It's surprising to me that there isn't a single positive comment in this thread considering how amazing this is. Sure, it has other implications, but were we really hoping to prevent computers from recognizing faces permanently?
The key innovation is an accurate, reliable method for rotating faces so they're 'looking straight at the camera' before feeding them to a deep neural network. They call this 3D photo rotation process "frontalization." Figure 1 on page 2 of the paper shows at a very high level how this is being done. Very nice!
Just a little background the paper itself doesn't provide:
The 3-d modeling and rotation is building on the work Yaniv did as part of Face.com (face recognition startup), which was acquired by Facebook.com. Studied here: http://vis-www.cs.umass.edu/lfw/results.html
Also Marc'Aurelio was just hired away from Google and is a deep learning expert.
Actually, that's only one of the contributions, and I'm not so sure it's the "key innovation". Every other recent face recognition method also tries to do some kind of alignment to make faces more similar in pose/expression/lighting prior to classifying them; and of these, several also fit faces to a 3-d model to rotate to frontal (with varying quality).
Yeah, generally speaking for object detection - Scale, position, rotation: typically you can identify something based on 2 of these really efficiently (for example, wavelets give you a transform that is sufficient for object identification under scale and position transformations in O(N) operations).
If you'd rather have orientation identification (ie. rotation angle) and scale in that mix but don't care about position, the radon transform is nice and easy to work with.
But beyond inverting 1-2 key transformations, one usually has to pay a pretty hefty computational cost which often precludes online (near real-time) use.
Actually, based on my reading of the paper, it seems that they learn a representation using one data set (the one with 1000 labeled samples per identity), then use that representation to classify on other training sets (like the Labeled Faces in the Wild, which has 13,323 photos of 5,749 celebrities). In fact, from what I can tell from section 5.1, they seemed to use face pairs (and so trained on 1 sample per person, and then tested on the other sample).
tl;dr: They don't need 1,000 labeled samples per identity (once done with the representation phase), and they achieved 97.25% accuracy on ~6,000 distinct identities, with only one training photo per identity.
Actually no. For one thing, this isn't exactly a stealthy or cheap thing to do. It involves datacenters full of computing resources even for 4000 identies.
I also don't believe it's so much a privacy issue. If I upload pictures to facebook I actually want them to be seen by human beings. The face-recognition only helps with that.
If facebook recognizes me on a picture someplace else, I actually rather want to know about it. I'm not super famous, so unexpected pictures of myself can be more of a bad thing...

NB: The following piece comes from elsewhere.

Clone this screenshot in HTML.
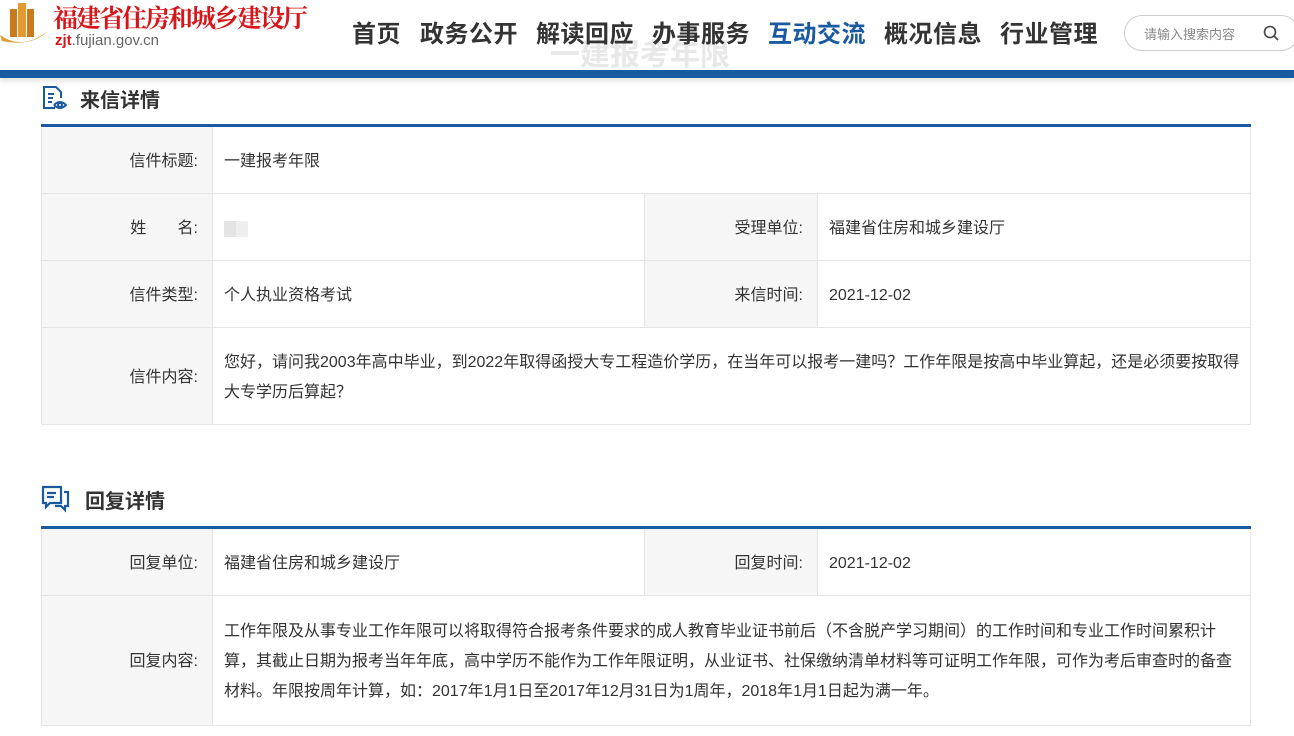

I do. Assuming that Facebook uses it in what appears to be the logical choice (auto-tagging photos), this would be a fantastic way to find photos of me that I don't already know about.
Having worked on this problem before (the comparison to human performance they cite is from my work) and seeing all the recent successes of deep learning, I'd bet that a lot of the gain here comes from what deep learning generally provides: being able to leverage huge amounts of outside data in a much higher-capacity learning model.

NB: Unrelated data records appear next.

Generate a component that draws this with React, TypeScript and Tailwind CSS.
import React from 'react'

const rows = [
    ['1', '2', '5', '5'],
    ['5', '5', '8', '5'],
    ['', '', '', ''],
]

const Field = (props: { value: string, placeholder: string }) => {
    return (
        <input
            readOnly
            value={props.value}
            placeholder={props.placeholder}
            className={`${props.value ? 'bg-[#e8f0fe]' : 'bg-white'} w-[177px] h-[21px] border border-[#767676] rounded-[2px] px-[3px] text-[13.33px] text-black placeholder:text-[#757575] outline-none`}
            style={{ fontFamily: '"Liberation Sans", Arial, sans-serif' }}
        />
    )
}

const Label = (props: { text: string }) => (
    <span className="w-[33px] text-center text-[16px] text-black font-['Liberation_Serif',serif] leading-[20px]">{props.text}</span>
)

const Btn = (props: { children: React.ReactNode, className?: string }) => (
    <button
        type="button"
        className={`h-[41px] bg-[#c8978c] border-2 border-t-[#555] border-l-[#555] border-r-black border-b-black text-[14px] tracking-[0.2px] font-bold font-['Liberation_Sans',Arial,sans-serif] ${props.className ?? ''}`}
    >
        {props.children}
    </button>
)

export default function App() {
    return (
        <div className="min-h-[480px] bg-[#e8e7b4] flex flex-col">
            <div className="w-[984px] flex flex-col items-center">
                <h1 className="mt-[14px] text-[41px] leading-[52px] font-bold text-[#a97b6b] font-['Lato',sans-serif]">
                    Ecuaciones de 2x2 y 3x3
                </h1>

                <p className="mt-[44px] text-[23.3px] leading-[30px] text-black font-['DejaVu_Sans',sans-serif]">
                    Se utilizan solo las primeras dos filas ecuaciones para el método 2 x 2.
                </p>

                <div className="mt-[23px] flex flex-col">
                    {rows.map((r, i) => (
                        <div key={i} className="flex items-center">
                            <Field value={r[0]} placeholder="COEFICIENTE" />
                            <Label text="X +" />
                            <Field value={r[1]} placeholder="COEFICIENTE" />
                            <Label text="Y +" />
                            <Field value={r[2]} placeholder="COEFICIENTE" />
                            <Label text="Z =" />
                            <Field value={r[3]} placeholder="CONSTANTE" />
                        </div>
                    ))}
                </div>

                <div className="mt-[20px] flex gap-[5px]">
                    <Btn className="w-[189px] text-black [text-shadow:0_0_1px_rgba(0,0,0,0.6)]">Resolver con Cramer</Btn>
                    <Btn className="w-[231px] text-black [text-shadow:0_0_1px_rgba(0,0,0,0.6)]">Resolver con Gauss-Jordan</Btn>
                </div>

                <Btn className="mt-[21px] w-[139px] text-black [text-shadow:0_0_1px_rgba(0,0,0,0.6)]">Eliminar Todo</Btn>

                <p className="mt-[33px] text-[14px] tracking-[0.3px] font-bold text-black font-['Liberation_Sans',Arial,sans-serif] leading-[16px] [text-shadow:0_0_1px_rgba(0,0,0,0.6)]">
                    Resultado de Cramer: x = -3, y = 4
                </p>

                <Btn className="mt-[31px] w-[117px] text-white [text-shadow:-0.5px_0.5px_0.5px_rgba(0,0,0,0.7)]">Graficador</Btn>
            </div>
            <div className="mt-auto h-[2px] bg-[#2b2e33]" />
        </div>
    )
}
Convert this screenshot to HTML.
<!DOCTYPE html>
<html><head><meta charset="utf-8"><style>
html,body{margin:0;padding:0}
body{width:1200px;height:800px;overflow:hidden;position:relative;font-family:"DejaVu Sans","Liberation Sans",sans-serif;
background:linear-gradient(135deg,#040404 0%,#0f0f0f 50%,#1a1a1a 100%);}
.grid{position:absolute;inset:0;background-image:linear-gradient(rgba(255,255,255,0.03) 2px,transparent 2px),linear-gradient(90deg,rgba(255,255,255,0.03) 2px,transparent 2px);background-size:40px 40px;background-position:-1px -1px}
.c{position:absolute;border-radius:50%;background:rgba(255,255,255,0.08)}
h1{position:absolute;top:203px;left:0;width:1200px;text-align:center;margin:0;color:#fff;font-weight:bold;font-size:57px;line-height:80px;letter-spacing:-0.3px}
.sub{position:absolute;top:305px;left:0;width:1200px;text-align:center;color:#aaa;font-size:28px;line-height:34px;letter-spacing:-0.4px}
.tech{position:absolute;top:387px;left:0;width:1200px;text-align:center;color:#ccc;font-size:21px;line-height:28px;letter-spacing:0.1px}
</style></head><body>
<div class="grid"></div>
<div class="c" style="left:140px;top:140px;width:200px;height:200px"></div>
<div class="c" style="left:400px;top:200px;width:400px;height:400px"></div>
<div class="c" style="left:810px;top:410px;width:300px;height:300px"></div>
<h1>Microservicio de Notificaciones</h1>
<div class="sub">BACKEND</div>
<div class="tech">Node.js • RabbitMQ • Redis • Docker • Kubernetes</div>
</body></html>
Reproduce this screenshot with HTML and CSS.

Let me try to break this down:
In machine learning, when you have input data that is labeled with the kinds of things you are directly trying to classify, that is called "supervised". In this case it's not quite supervised, because their main evaluations are on the LFW dataset, which is a verification dataset, whereas their training on SFC is a recognition task. The difference is that in verification, you are given photos of two people you've never seen before and have to identify if they're the same or not. In recognition, you are given one or more photos of several people as training data, and asked to identify a new face as one of them. In theory, you could build recognition out of verification (verify all pairs between training images and test input images and assign the top-scored name as the person) but in practice it's much better to build dedicated recognition classifiers for each person.
Their main network is trained on a recognition task, using their SFC dataset. They show these recognition results in Table 1 and the middle column of Table 2. An error number of 8.74% (DF-4.4M), for example, means that they were able to successfully name the person in 91.26% of input images. However, this error rate crucially depends upon two key factors: (1) the number of people they're trying to distinguish between, and (2) the number of images they have per person. For this test, it was ~4,000 people, and ~1,000 images/persons, respectively.

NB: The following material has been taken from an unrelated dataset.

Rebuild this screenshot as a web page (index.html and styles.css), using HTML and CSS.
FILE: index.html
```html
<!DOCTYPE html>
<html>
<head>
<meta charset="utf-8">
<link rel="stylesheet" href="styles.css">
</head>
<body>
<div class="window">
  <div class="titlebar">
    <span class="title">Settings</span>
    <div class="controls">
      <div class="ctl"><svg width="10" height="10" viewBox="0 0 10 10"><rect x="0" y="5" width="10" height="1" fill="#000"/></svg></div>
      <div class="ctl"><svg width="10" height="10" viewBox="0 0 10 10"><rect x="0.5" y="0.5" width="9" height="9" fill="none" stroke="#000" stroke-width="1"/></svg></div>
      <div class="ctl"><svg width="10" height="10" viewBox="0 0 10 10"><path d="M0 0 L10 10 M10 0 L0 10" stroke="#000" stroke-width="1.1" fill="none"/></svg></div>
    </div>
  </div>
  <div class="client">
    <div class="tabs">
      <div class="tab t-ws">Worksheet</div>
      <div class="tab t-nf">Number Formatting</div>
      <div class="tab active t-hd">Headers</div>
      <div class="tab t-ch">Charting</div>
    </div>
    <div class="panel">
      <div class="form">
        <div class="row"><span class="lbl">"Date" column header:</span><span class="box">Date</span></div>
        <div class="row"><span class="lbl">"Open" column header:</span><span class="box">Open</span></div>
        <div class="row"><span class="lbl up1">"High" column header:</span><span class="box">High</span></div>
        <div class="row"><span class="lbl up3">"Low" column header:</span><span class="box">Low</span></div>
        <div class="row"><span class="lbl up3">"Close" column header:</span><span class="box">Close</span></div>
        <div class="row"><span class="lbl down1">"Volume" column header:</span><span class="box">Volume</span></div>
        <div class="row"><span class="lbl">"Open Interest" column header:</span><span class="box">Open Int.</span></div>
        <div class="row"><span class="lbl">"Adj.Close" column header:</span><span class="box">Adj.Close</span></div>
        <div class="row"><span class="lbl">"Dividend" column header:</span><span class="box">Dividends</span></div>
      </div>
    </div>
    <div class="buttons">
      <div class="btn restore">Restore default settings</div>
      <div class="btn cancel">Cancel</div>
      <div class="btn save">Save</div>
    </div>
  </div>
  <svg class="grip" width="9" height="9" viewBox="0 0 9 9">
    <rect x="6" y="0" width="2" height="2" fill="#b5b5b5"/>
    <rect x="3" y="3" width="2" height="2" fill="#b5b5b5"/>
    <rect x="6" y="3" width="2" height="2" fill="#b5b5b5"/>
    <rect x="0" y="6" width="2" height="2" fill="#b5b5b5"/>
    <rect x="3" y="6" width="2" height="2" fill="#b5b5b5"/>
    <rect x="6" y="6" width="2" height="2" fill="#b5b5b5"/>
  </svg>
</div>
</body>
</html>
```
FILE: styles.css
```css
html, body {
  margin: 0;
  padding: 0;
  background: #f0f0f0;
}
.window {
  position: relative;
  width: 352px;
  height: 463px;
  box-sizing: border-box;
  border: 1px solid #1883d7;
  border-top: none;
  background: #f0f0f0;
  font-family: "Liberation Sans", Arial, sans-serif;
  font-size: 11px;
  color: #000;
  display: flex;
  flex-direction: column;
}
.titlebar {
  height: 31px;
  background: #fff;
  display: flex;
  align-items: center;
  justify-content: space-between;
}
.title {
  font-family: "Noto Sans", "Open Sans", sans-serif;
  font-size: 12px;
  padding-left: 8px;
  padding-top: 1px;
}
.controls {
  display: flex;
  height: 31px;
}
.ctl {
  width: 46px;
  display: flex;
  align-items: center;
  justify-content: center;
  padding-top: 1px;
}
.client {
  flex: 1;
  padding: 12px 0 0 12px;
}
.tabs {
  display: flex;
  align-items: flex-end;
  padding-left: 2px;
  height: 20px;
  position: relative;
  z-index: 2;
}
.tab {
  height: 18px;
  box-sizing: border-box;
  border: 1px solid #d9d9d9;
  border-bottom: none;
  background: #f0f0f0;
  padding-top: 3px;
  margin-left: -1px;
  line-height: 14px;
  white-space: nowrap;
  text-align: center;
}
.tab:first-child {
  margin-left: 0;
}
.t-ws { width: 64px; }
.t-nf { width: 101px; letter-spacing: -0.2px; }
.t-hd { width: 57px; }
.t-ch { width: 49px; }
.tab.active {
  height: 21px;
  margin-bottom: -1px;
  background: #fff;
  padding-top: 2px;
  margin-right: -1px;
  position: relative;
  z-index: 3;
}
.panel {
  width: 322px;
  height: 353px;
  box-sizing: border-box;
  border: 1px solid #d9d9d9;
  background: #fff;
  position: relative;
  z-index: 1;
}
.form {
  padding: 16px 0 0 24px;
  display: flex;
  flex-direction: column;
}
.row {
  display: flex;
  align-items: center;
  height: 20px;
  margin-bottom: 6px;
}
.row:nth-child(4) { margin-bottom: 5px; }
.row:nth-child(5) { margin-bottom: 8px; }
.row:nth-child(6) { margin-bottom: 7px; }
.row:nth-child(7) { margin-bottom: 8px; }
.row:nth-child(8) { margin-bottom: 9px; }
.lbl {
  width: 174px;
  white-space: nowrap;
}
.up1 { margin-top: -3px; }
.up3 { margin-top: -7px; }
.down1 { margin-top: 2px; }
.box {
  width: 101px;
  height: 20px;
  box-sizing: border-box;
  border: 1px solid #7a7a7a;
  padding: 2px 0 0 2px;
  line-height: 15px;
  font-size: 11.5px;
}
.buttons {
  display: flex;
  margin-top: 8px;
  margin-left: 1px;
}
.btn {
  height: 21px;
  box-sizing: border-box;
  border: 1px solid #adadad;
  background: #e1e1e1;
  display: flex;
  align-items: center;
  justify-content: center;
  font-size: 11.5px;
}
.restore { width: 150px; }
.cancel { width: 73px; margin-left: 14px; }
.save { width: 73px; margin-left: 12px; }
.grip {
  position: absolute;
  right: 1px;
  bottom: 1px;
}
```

If you were to add more people to the database, or have fewer images per person, this accuracy would drop. You can see this clearly in Table 1, where subsets DF-3.3M and DF-1.5M have correspondingly lower error rates because they have fewer people (3,000 and 1,500, resp). Similarly, the middle column of that table shows how error rates rise when you reduce the number of images per person.
In contrast, all subsequent results are shown on verification benchmarks (LFW and Youtube Faces). In large part, I suspect this is because of the realities of publishing in the academic face recognition literature: you have to evaluate on some dataset that the community is familiar with to get your paper accepted, and LFW is the de-facto standard these days, and it only does verification not recognition.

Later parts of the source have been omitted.